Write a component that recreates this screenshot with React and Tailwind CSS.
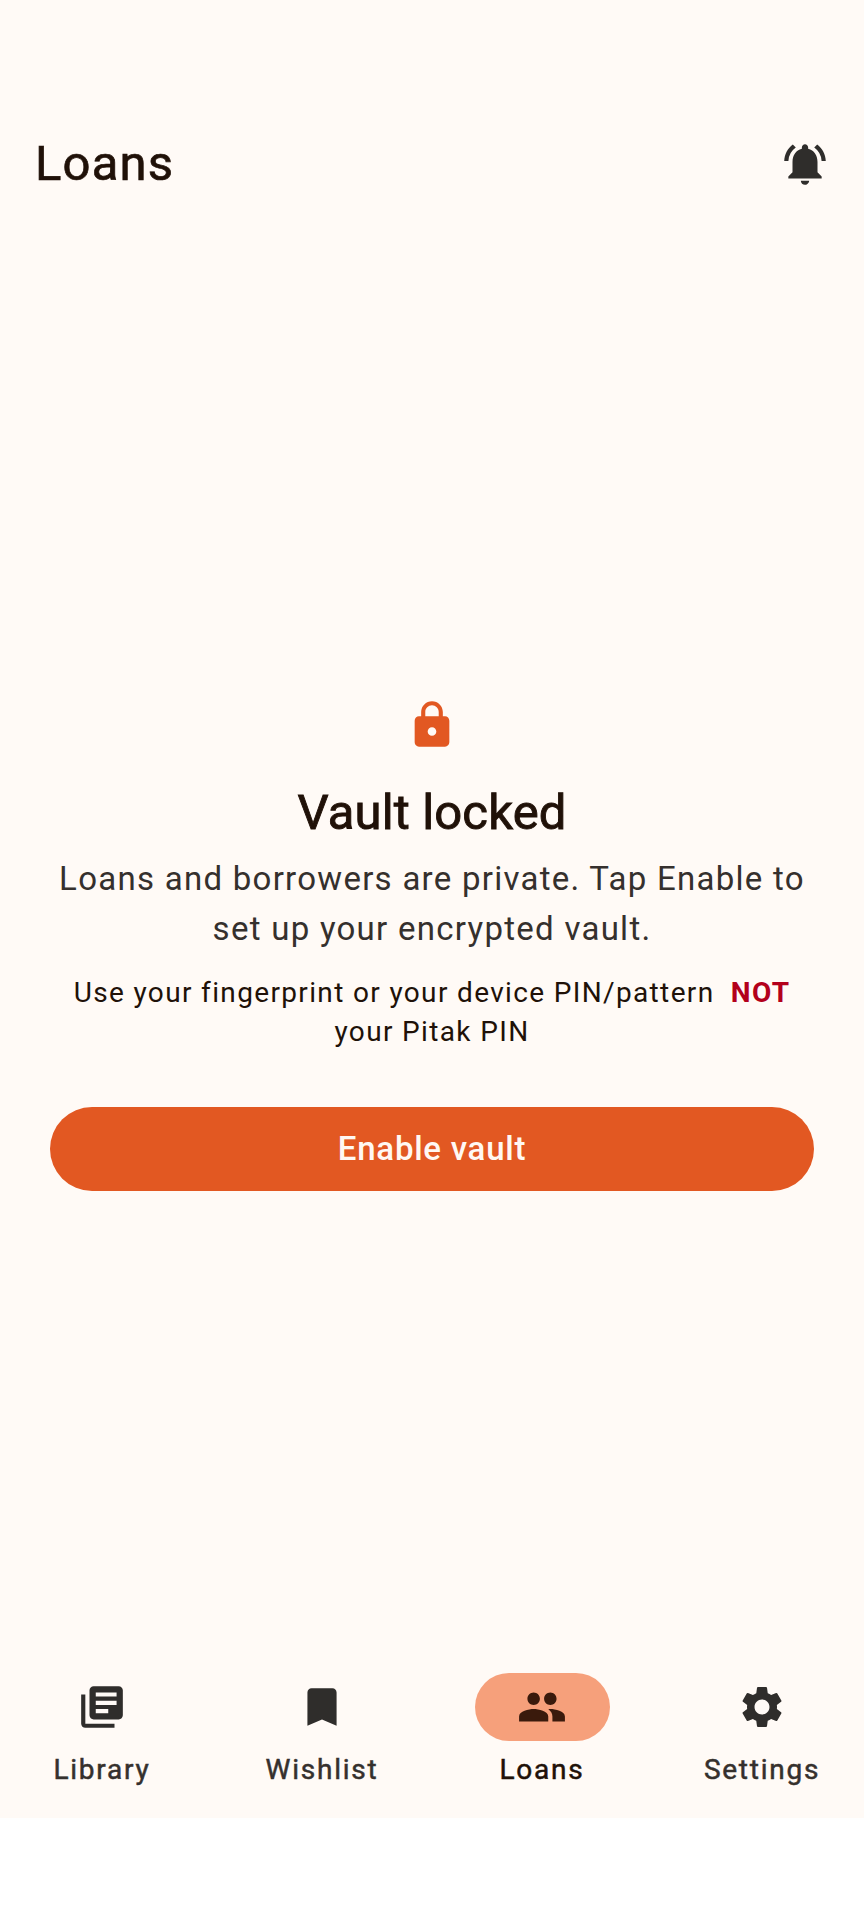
import React from "react";
import { MdNotificationsActive, MdLock, MdLibraryBooks, MdBookmark, MdPeople, MdSettings } from "react-icons/md";

const tabs = [
  { label: "Library", icon: MdLibraryBooks },
  { label: "Wishlist", icon: MdBookmark },
  { label: "Loans", icon: MdPeople, active: true },
  { label: "Settings", icon: MdSettings },
];

export default function App() {
  return (
    <div className="h-[1920px] overflow-hidden bg-white font-['Roboto',sans-serif]">
      <div className="flex h-[1818px] flex-col bg-[#fffaf6]">
        {/* top bar */}
        <div className="mt-[120px] flex h-[88px] items-center justify-between pr-[34px] pl-[35px]">
          <h1 className="text-[49px] leading-[52px] font-normal tracking-[1.2px] text-[#201108] [-webkit-text-stroke:0.7px]">Loans</h1>
          <MdNotificationsActive className="text-[#2f2d2b]" size={50} />
        </div>

        {/* locked state */}
        <div className="flex flex-1 flex-col items-center px-[50px] pt-[491px]">
          <MdLock className="text-[#e25822]" size={52} />
          <h2 className="mt-[32px] text-[49px] leading-[60px] font-normal tracking-[0.15px] text-[#201108] [-webkit-text-stroke:0.9px]">Vault locked</h2>
          <p className="mt-[11px] text-center text-[33px] leading-[50px] tracking-[1.27px] text-[#35302d]">
            Loans and borrowers are private. Tap Enable to set up your encrypted vault.
          </p>
          <p className="mt-[19px] text-center text-[28px] leading-[39px] tracking-[1.35px] text-[#201108]">
            Use your fingerprint or your device PIN/pattern <span className="ml-2 font-bold text-[#b3001b]">NOT</span> your Pitak PIN
          </p>
          <button className="mt-[56px] h-[84px] w-full rounded-full bg-[#e25822] text-[33px] font-medium tracking-[0.75px] text-[#fff8f3]">
            Enable vault
          </button>
        </div>

        {/* bottom nav */}
        <nav className="grid h-[147px] grid-cols-[repeat(4,220px)] justify-center">
          {tabs.map((t) => {
            const Icon = t.icon;
            return (
              <div key={t.label} className="flex flex-col items-center pt-[2px]">
                <div className={"flex h-[68px] w-[135px] items-center justify-center rounded-full " + (t.active ? "bg-[#f6a07b]" : "")}>
                  <Icon className={t.active ? "text-[#3a1a0c]" : "text-[#2f2d2b]"} size={50} />
                </div>
                <span className={"mt-[11px] text-[28px] leading-[36px] font-normal tracking-[1.75px] [-webkit-text-stroke:0.5px] " + (t.active ? "text-[#201108]" : "text-[#35302d]")}>
                  {t.label}
                </span>
              </div>
            );
          })}
        </nav>
      </div>
    </div>
  );
}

WHAT IS NEEDED: Each line from the top of the material through the line containing "MdBookmark, MdPeople, MdSettings" should be reproduced exactly; please drop any images.

EXERCISE SOLUTION:
Write a component that recreates this screenshot with React and Tailwind CSS.
import React from "react";
import { MdNotificationsActive, MdLock, MdLibraryBooks, MdBookmark, MdPeople, MdSettings } from "react-icons/md";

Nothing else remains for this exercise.